US jets with US bombs dropped by Saudi Arabia and its friends have killed thousands of innocent people in Yemen. In one week in April of this year Saudi jets bombed three civilian groups. On April 23 the Saudi-led coalition bombed a wedding party in an isolated village where families had gathered to celebrate. The bombs killed more than 20 people and wounded dozens of others, including the groom. Footage from the scene showed scattered body parts and a young boy in a green shirt hugging a man’s lifeless body, screaming and crying. An earlier airstrike hit a house in Hajja, killing an entire family of five. The day before that, at least 20 civilians were killed when fighter jets bombed a bus carrying commuters in western Yemen.

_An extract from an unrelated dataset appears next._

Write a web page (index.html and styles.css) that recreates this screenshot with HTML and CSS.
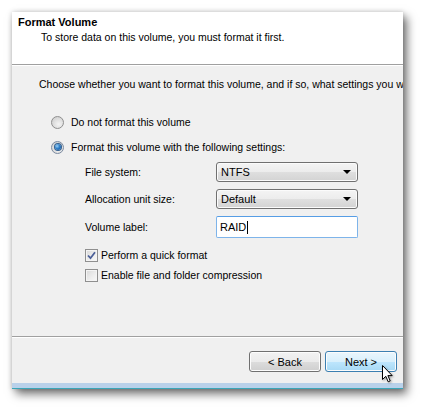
FILE: index.html
```html
<!DOCTYPE html>
<html>
<head>
<meta charset="utf-8">
<title>Format Volume</title>
<link rel="stylesheet" href="styles.css">
</head>
<body>
<div class="stage">
  <div class="window">
    <div class="header">
      <div class="title">Format Volume</div>
      <div class="subtitle">To store data on this volume, you must format it first.</div>
    </div>
    <div class="content">
      <div class="intro">Choose whether you want to format this volume, and if so, what settings you want to use.</div>
      <div class="radios">
        <div class="radio-row"><span class="radio"></span><span>Do not format this volume</span></div>
        <div class="radio-row"><span class="radio checked"><span class="dot"></span></span><span>Format this volume with the following settings:</span></div>
      </div>
      <div class="fields">
        <div class="field"><span class="label">File system:</span><span class="combo"><span>NTFS</span><span class="arrow"></span></span></div>
        <div class="field"><span class="label">Allocation unit size:</span><span class="combo"><span>Default</span><span class="arrow"></span></span></div>
        <div class="field"><span class="label">Volume label:</span><span class="textbox"><span>RAID</span><span class="caret"></span></span></div>
      </div>
      <div class="checks">
        <div class="check-row"><span class="checkbox"><svg width="9" height="9" viewBox="0 0 9 9"><path d="M1 4.5 L3.5 7.2 L8 1.2" fill="none" stroke="#4b5f98" stroke-width="1.8"/></svg></span><span>Perform a quick format</span></div>
        <div class="check-row"><span class="checkbox"></span><span>Enable file and folder compression</span></div>
      </div>
    </div>
    <div class="footer">
      <span class="btn">&lt; Back</span>
      <span class="btn hot">Next &gt;</span>
    </div>
    <div class="strip"></div>
  </div>
  <svg class="cursor" width="14" height="20" viewBox="0 0 14 20">
    <path d="M1.5 1.5 L1.5 15.5 L4.8 12.3 L7.2 17.8 L9.2 16.9 L6.9 11.6 L11.2 11.6 Z" fill="#fff" stroke="#000" stroke-width="1" stroke-linejoin="miter"/>
  </svg>
</div>
</body>
</html>
```
FILE: styles.css
```css
html, body {
  margin: 0;
  padding: 0;
  background: #ffffff;
}
body {
  font-family: "Liberation Sans", Arial, sans-serif;
  font-size: 10.5px;
  color: #000;
}
.stage {
  position: relative;
  padding: 12px 0 0 12px;
  width: 411px;
  height: 398px;
}
.window {
  width: 391px;
  height: 377px;
  display: flex;
  flex-direction: column;
  overflow: hidden;
  background: #f0f0f0;
  box-shadow: 4px 5px 9px rgba(0,0,0,0.55), 0 0 5px rgba(0,0,0,0.18);
}
.header {
  height: 53px;
  background: #fff;
  padding: 3px 6px 0;
  box-sizing: border-box;
  border-bottom: 1px solid #a0a0a0;
  flex: none;
}
.title {
  font-weight: bold;
  font-size: 11px;
  line-height: 14px;
}
.subtitle {
  padding-left: 23px;
  line-height: 14px;
  margin-top: 1px;
}
.content {
  flex: 1;
  padding: 12px 0 0 27px;
  white-space: nowrap;
  display: flex;
  flex-direction: column;
  border-bottom: 1px solid #a0a0a0;
  box-shadow: inset 0 1px 0 #fff;
}
.intro {
  line-height: 14px;
}
.radios {
  margin-top: 24px;
  padding-left: 12px;
  display: flex;
  flex-direction: column;
  gap: 11px;
}
.radio-row {
  display: flex;
  align-items: center;
  gap: 7px;
  height: 14px;
}
.radio {
  width: 11px;
  height: 11px;
  border-radius: 50%;
  border: 1px solid #8f8f8f;
  background: radial-gradient(circle at 60% 65%, #f4f4f4 0%, #dcdcdc 55%, #c8c8c8 100%);
  display: flex;
  align-items: center;
  justify-content: center;
  flex: none;
}
.radio.checked {
  border-color: #7b8aa0;
}
.dot {
  width: 6px;
  height: 6px;
  border-radius: 50%;
  background: radial-gradient(circle at 35% 35%, #9ad0f5 0%, #2f7fc8 45%, #104f94 100%);
  box-shadow: 0 0 0 1px #335f8f;
}
.fields {
  margin-top: 8px;
  padding-left: 46px;
  display: flex;
  flex-direction: column;
  gap: 7px;
}
.field {
  display: flex;
  align-items: center;
  height: 20px;
}
.field:last-child {
  height: 22px;
}
.label {
  width: 131px;
  flex: none;
}
.combo {
  width: 142px;
  height: 20px;
  box-sizing: border-box;
  border: 1px solid #707070;
  border-radius: 3px;
  background: linear-gradient(#f4f4f4 0%, #ececec 50%, #dfdfdf 51%, #d3d3d3 100%);
  box-shadow: inset 0 0 0 1px #fbfbfb;
  display: flex;
  align-items: center;
  justify-content: space-between;
  padding: 0 6px 0 4px;
  font-size: 11px;
}
.arrow {
  width: 0;
  height: 0;
  border-left: 4px solid transparent;
  border-right: 4px solid transparent;
  border-top: 4px solid #000;
}
.textbox {
  width: 142px;
  height: 22px;
  box-sizing: border-box;
  border: 1px solid #7eb4ea;
  border-top-color: #569de5;
  border-radius: 2px;
  background: #fff;
  display: flex;
  align-items: center;
  padding-left: 3px;
  font-size: 11px;
}
.caret {
  width: 1px;
  height: 13px;
  background: #000;
  margin-left: 1px;
}
.checks {
  margin-top: 10px;
  padding-left: 46px;
  display: flex;
  flex-direction: column;
  gap: 6px;
}
.check-row {
  display: flex;
  align-items: center;
  gap: 3px;
  height: 14px;
}
.checkbox {
  width: 11px;
  height: 11px;
  border: 1px solid #8f8f8f;
  background: linear-gradient(135deg, #d8d8d8 0%, #eeeeee 60%, #f8f8f8 100%);
  box-shadow: inset 0 0 0 1px #f4f4f4;
  display: flex;
  align-items: center;
  justify-content: center;
  flex: none;
}
.footer {
  height: 46px;
  flex: none;
  box-sizing: border-box;
  padding: 14px 6px 0 0;
  display: flex;
  justify-content: flex-end;
  align-items: flex-start;
  gap: 4px;
  box-shadow: inset 0 1px 0 #fff;
}
.btn {
  width: 72px;
  height: 21px;
  box-sizing: border-box;
  border: 1px solid #707070;
  border-radius: 3px;
  background: linear-gradient(#f2f2f2 0%, #ebebeb 50%, #dddddd 51%, #cfcfcf 100%);
  box-shadow: inset 0 0 0 1px #fcfcfc;
  display: flex;
  align-items: center;
  justify-content: center;
  font-size: 11px;
  color: #000;
}
.btn.hot {
  border-color: #3c7fb1;
  background: linear-gradient(#eaf6fd 0%, #d9f0fc 50%, #bee6fd 51%, #a7d9f5 100%);
}
.strip {
  height: 6px;
  flex: none;
  box-sizing: border-box;
  background: #b9d1ea;
  border-bottom: 1px solid #3aa6b8;
}
.cursor {
  position: absolute;
  left: 381px;
  top: 364px;
  filter: drop-shadow(1px 1px 1px rgba(0,0,0,0.35));
}
```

As bombing becomes the preferred weapon of states making war, air strikes have caused an ever-greater level of civilian death. Yet these deaths are discounted by those who perpetrate them: Speaking of a US gunship bombing that killed at least 42 people in Kunduz Trauma Center in Afghanistan the US Commander General John Campbell said the attack was “a mistake”, and “We would never intentionally target a protected medical facility.” Thus the US maintains its posture of righteousness.
As the late historian Howard Zinn noted in an August 19, 2007 letter to the NY Times, “These words are misleading because they assume an action is either ‘deliberate’ or ‘unintentional.’ There is something in between, for which the word is ‘inevitable’. If you engage in an action like aerial bombing, in which you cannot possibly distinguish between combatants and civilians (as a former Air Force bombardier I will attest to that) the deaths of civilians are inevitable, even if not ‘intentional.’ Does that difference exonerate you morally? The terrorism of the suicide bomber and the terrorism of aerial bombardment are indeed morally equivalent. To say otherwise (as either side might) is to give one moral superiority over the other, and thus serve to perpetuate the horrors of our time.”
(Figures and descriptions of innocent deaths are from The Guardian, Newsweek, and other news reports on line.)